Combo of Bavarian Nordic's Prostvac and BMS' Yervoy yields promising PhI results

The latest results from a prostate cancer study could be a beacon of hope for the struggling cancer vaccine field. On Tuesday, Bavarian Nordic announced positive survival data from a Phase I combination study of its active prostate cancer immunotherapy candidate Prostvac and Bristol-Myers Squibb's ($BMY) Yervoy (ipilimumab), an immune checkpoint inhibitor.

Thirty study participants with metastatic castration-resistant prostate cancer (mCRPC) were treated with Prostvac and escalating doses of ipilimumab. The median overall survival was 31.3 months. It was 37.2 months for patients who got a 10 mg/kg dose, and 20% of patients in this group remain alive at the 80-month mark.

That's a significant improvement over docetaxel, which at the time of enrollment was the only FDA-approved treatment to improve overall survival, extending lives by a median 18.5 months.
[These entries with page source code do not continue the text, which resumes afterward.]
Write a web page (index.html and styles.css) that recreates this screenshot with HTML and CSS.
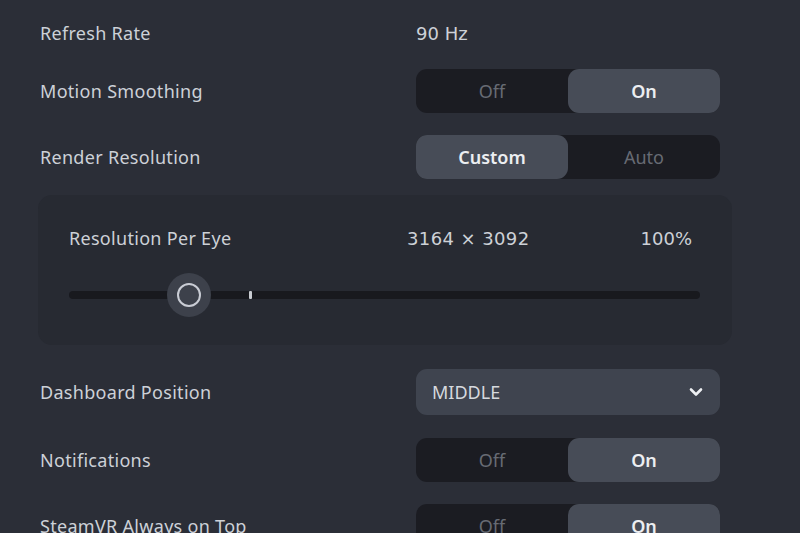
FILE: index.html
```html
<html>

<head>
    <link rel="stylesheet" href="styles.css">
</head>

<body>
    <div class="settings">
        <div class="row row-first">
            <div class="label">Refresh Rate</div>
            <div class="value num">90 Hz</div>
        </div>

        <div class="row">
            <div class="label">Motion Smoothing</div>
            <div class="toggle">
                <div class="seg">Off</div>
                <div class="seg active">On</div>
            </div>
        </div>

        <div class="row">
            <div class="label">Render Resolution</div>
            <div class="toggle">
                <div class="seg active">Custom</div>
                <div class="seg">Auto</div>
            </div>
        </div>

        <div class="panel">
            <div class="panel-head">
                <div class="panel-label">Resolution Per Eye</div>
                <div class="panel-res num">3164 × 3092</div>
                <div class="panel-pct num">100%</div>
            </div>
            <div class="slider">
                <div class="track"></div>
                <div class="tick"></div>
                <div class="thumb"><div class="thumb-ring"></div></div>
            </div>
        </div>

        <div class="row row-dash">
            <div class="label">Dashboard Position</div>
            <div class="dropdown">
                <span>MIDDLE</span>
                <svg width="16" height="12" viewBox="0 0 16 12">
                    <path d="M3 3.5 L8 8.5 L13 3.5" fill="none" stroke="#eef0f3" stroke-width="2.6" stroke-linecap="round" stroke-linejoin="round" />
                </svg>
            </div>
        </div>

        <div class="row">
            <div class="label">Notifications</div>
            <div class="toggle">
                <div class="seg">Off</div>
                <div class="seg active">On</div>
            </div>
        </div>

        <div class="row">
            <div class="label">SteamVR Always on Top</div>
            <div class="toggle">
                <div class="seg">Off</div>
                <div class="seg active">On</div>
            </div>
        </div>
    </div>
</body>

</html>
```

FILE: styles.css
```css
body {
    margin: 0;
    height: 533px;
    overflow: hidden;
    background-color: #2b2e37;
    font-family: "Noto Sans", "Open Sans", sans-serif;
    color: #cdd1d7;
}

.settings {
    display: flex;
    flex-direction: column;
    gap: 22px;
    padding: 11px 0 0 40px;
}

.row {
    display: flex;
    align-items: center;
    height: 44px;
}

.row-first {
    margin-bottom: -8px;
}

.row-dash {
    height: 46px;
    margin-top: 2px;
    margin-bottom: 1px;
}

.label {
    width: 376px;
    font-size: 18px;
    letter-spacing: 0.3px;
}

.value {
    font-size: 18px;
}

.num {
    font-family: "DejaVu Sans", "Noto Sans", sans-serif;
    font-size: 18px;
}

.toggle {
    display: flex;
    width: 304px;
    height: 44px;
    border-radius: 11px;
    background: #1b1c22;
}

.seg {
    flex: 1;
    display: flex;
    align-items: center;
    justify-content: center;
    border-radius: 11px;
    font-size: 18px;
    color: #676b74;
}

.seg.active {
    background: #474c57;
    color: #eceef1;
    font-weight: 600;
}

.panel {
    width: 694px;
    height: 150px;
    margin: -6px 0 0 -2px;
    padding: 0 32px 0 31px;
    box-sizing: border-box;
    border-radius: 14px;
    background: #272a32;
}

.panel-head {
    display: flex;
    align-items: center;
    height: 22px;
    margin-top: 32px;
    font-size: 18px;
    letter-spacing: 0.3px;
}

.panel-label {
    width: 338px;
}

.panel-res {
    flex: 1;
    letter-spacing: 0.4px;
}

.panel-pct {
    padding-right: 8px;
    letter-spacing: 0;
}

.slider {
    position: relative;
    height: 44px;
    margin-top: 24px;
}

.track {
    position: absolute;
    left: 0;
    right: 0;
    top: 18px;
    height: 8px;
    border-radius: 4px;
    background: #18191e;
}

.tick {
    position: absolute;
    left: 180px;
    top: 18px;
    width: 3px;
    height: 8px;
    border-radius: 1px;
    background: #c9ccd2;
}

.thumb {
    position: absolute;
    left: 98px;
    top: 0;
    width: 44px;
    height: 44px;
    border-radius: 50%;
    background: #3d414b;
    display: flex;
    align-items: center;
    justify-content: center;
}

.thumb-ring {
    width: 20px;
    height: 20px;
    border-radius: 50%;
    border: 2px solid #c9ccd4;
}

.dropdown {
    display: flex;
    align-items: center;
    justify-content: space-between;
    width: 304px;
    height: 46px;
    padding: 0 16px;
    box-sizing: border-box;
    border-radius: 11px;
    background: #3f444f;
    font-size: 18px;
    color: #d6d9de;
}
```
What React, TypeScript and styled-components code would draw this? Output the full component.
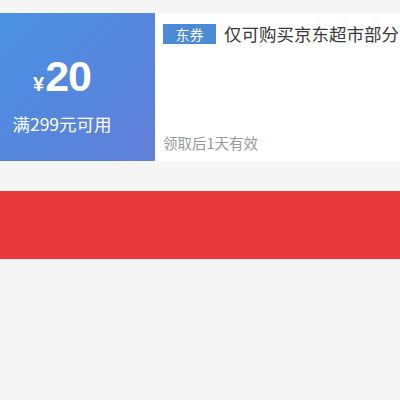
import React from "react";
import styled, { createGlobalStyle } from "styled-components";

const GlobalStyle = createGlobalStyle`
    html, body {
        margin: 0;
        padding: 0;
        background: #f5f5f5;
        font-family: "Noto Sans CJK SC", "Liberation Sans", sans-serif;
    }
`;

const Page = styled.div`
    width: 400px;
    height: 400px;
    padding-top: 13px;
    box-sizing: border-box;
    background: #f5f5f5;
    overflow: hidden;
`;

const Coupon = styled.div`
    display: flex;
    height: 148px;
    background: #fff;
`;

const ValuePanel = styled.div`
    width: 155px;
    flex-shrink: 0;
    background: linear-gradient(135deg, #4a91e1 0%, #5686dd 55%, #6280dc 100%);
    color: #fff;
    display: flex;
    flex-direction: column;
    align-items: center;
    padding: 39px 31px 0 0;
    box-sizing: border-box;
`;

const Amount = styled.div`
    display: flex;
    align-items: baseline;
    height: 48px;
    line-height: 48px;
`;

const Yen = styled.span`
    font-family: "Liberation Sans", sans-serif;
    font-size: 20px;
    font-weight: bold;
    margin-right: 1px;
`;

const Number = styled.span`
    font-family: "Liberation Sans", sans-serif;
    font-size: 43px;
    font-weight: bold;
    letter-spacing: -1px;
`;

const Condition = styled.div`
    margin-top: 12px;
    margin-right: -31px;
    padding-right: 31px;
    font-size: 17.5px;
    line-height: 24px;
    white-space: nowrap;
`;

const InfoPanel = styled.div`
    flex: 1;
    min-width: 0;
    display: flex;
    flex-direction: column;
    justify-content: space-between;
    padding: 9px 0 8px 8px;
`;

const TitleRow = styled.div`
    display: flex;
    align-items: center;
    white-space: nowrap;
    overflow: hidden;
`;

const Tag = styled.span`
    flex-shrink: 0;
    background: #4a8ad6;
    color: #fff;
    font-size: 14px;
    line-height: 20px;
    width: 53px;
    text-align: center;
    margin-right: 8px;
`;

const Title = styled.span`
    font-size: 17.5px;
    color: #3a3a3a;
    line-height: 24px;
`;

const Validity = styled.div`
    font-size: 14.5px;
    color: #999;
    line-height: 20px;
`;

const ActionBar = styled.div`
    margin-top: 30px;
    height: 68px;
    background: #e8393d;
`;

export default function App() {
    return (
        <Page>
            <GlobalStyle />
            <Coupon>
                <ValuePanel>
                    <Amount>
                        <Yen>¥</Yen>
                        <Number>20</Number>
                    </Amount>
                    <Condition>满299元可用</Condition>
                </ValuePanel>
                <InfoPanel>
                    <TitleRow>
                        <Tag>东券</Tag>
                        <Title>仅可购买京东超市部分</Title>
                    </TitleRow>
                    <Validity>领取后1天有效</Validity>
                </InfoPanel>
            </Coupon>
            <ActionBar />
        </Page>
    );
}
Paul Chaplin, Bavarian Nordic president and CEO

"These data represent perhaps the most compelling survival benefit seen to date in this late-stage setting, and provide a strong rationale to continue to evaluate the combination of Prostvac and checkpoint inhibitors in follow-on clinical studies," Paul Chaplin, president and CEO of Bavarian Nordic, said in a statement.

The results are promising in the cancer vaccine field that has been rife with setbacks. The only approved cancer vaccine is Dendreon's ($DNDN) Provenge--a fellow prostate cancer vaccine--which stumbled out of the gate with a high price tag--$93,000--and ran into manufacturing challenges, not to mention competition from oral rivals Johnson & Johnson's ($JNJ) Zytiga and Astellas and Medivation's ($MDVN) collaboration, Xtandi. Dendreon also struggled with cost control, ultimately filing for bankruptcy last November.

But several companies are hoping the combo approach will be the way forward for foundering cancer vaccines. Amgen, for one, ($AMGN) is testing its melanoma-fighter T-Vec with Merck's ($MRK) Keytruda, and Advaxis ($ADXS) is testing its prostate cancer candidate with Keytruda as well.